This interest in the uses and effects of print-culture has inspired many of the most outstanding books on early-modern history of the last twenty years, such as (to name only three among many possible candidates) Margaret Spufford's Small Books and Pleasant Histories (1981), Tessa Watts's Cheap Print and Popular Piety (1991), and Adam Fox's Oral and Literate Culture in England, 1500-1700 (2000).[1] Joad Raymond's new book Pamphlets and Pamphleteering in Early Modern Britain is a timely addition to the literature and will undoubtedly be required reading for all those interested in the development of print-culture and propaganda. At a number of points in this book Raymond challenges us to re-assess some generally accepted ideas about print-culture (such as the chronology of the arrival of serial publication in England or the importance of the "print explosion" of 1641), but the brilliance of this book lies not in the author's re-imagining of the period but in his ability to synthesize the now enormous secondary literature on this topic in the disparate fields of history, bibliography, and literary studies. Raymond has used his prodigious reading to produce a remarkably stimulating, engaging, and (on the whole) convincing narrative of the rise and decline of pamphlets in Britain.

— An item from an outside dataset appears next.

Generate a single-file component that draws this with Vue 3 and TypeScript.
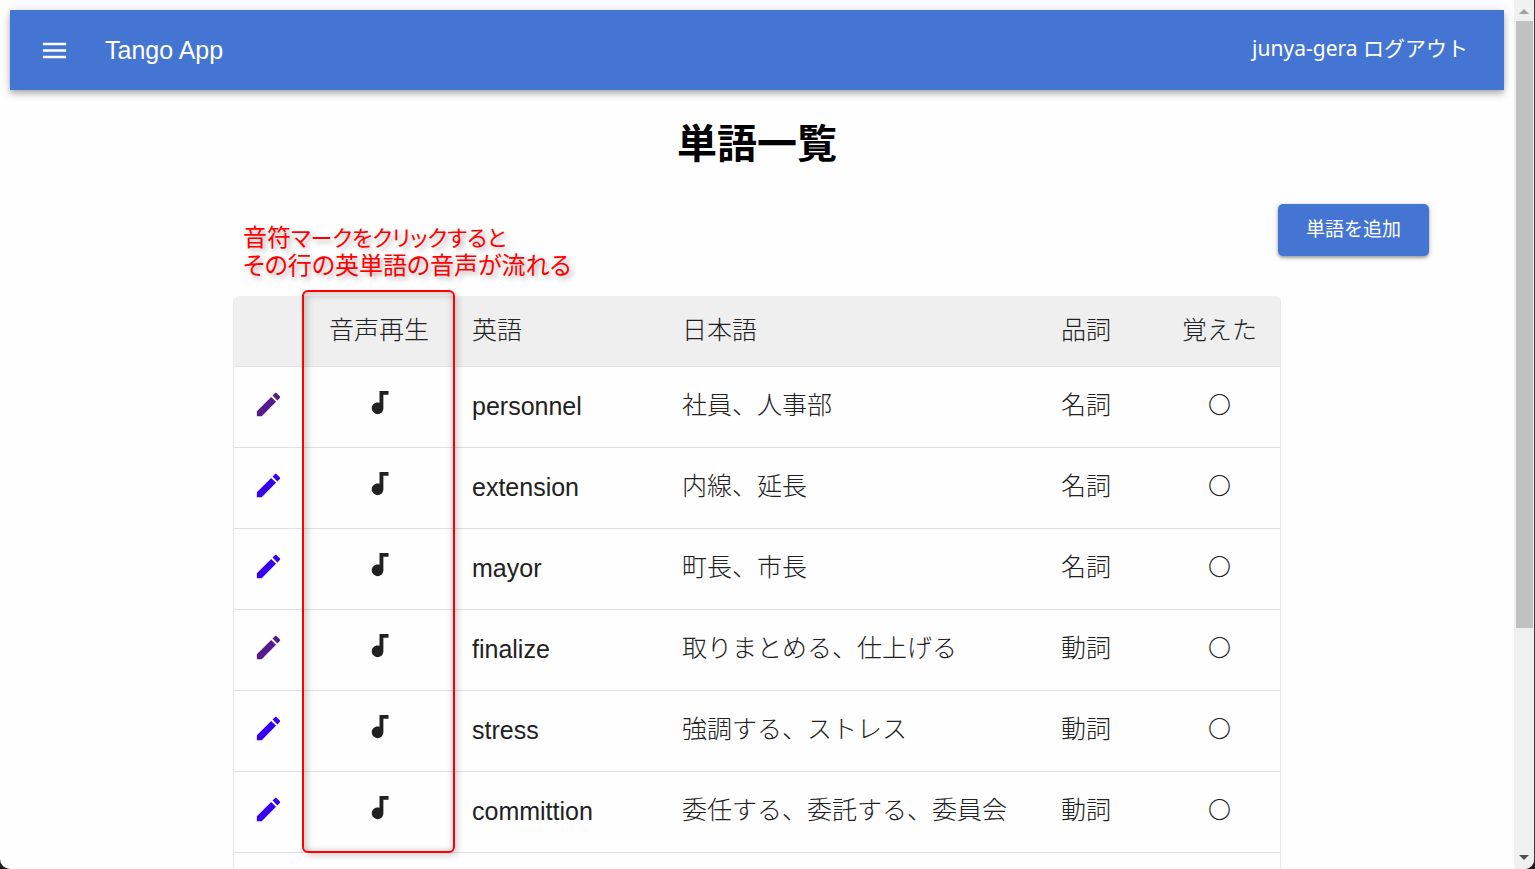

Raymond begins by defining a pamphlet as a short, cheap, vernacular work "generally printed in quarto format,... of topical interest or engaged with social, political or ecclesiastical issues" (p. 8). Crucially, pamphlets were associated in the public mind with slander or scurrility. He then suggests that pamphlets were part of the everyday practice of politics, and the primary means of creating and influencing public opinion during the hundred years under consideration in this book, from 1588 to 1688. Having outlined the parameters of this study, he turns his attention to the first sustained use of the pamphlet as a propaganda weapon--the Marprelate controversy of the 1580s and 1590s. This is not just a simple re-telling of a well-known story. Raymond's literary background and his profound historical sensibility enable him to examine the significance of the affair and the literary strategies of the Marprelatist propagandists. He is particularly good at capturing the language, style, and cadences of the material he describes.
Having hooked the reader with a bravura opening performance, Raymond then proceeds to a very useful overview of the mechanics of printing and distributing pamphlets. This chapter includes an excellent summary of the status of authors, printers, and publishers, and of the complex relationships between them. This is done so well that it is tempting to suggest that for all but a handful of readers with a specialist interest in, and knowledge of, the early-modern booktrade, this chapter will be the only work that they need to consult on this subject. The next chapter, on the development of serial production, provides a succinct overview of the development of serial productions such as corantos and newsbooks up to 1660. Again, for all but the most specialized of readers this chapter provides all that one could ever want to know about early serial production in Britain.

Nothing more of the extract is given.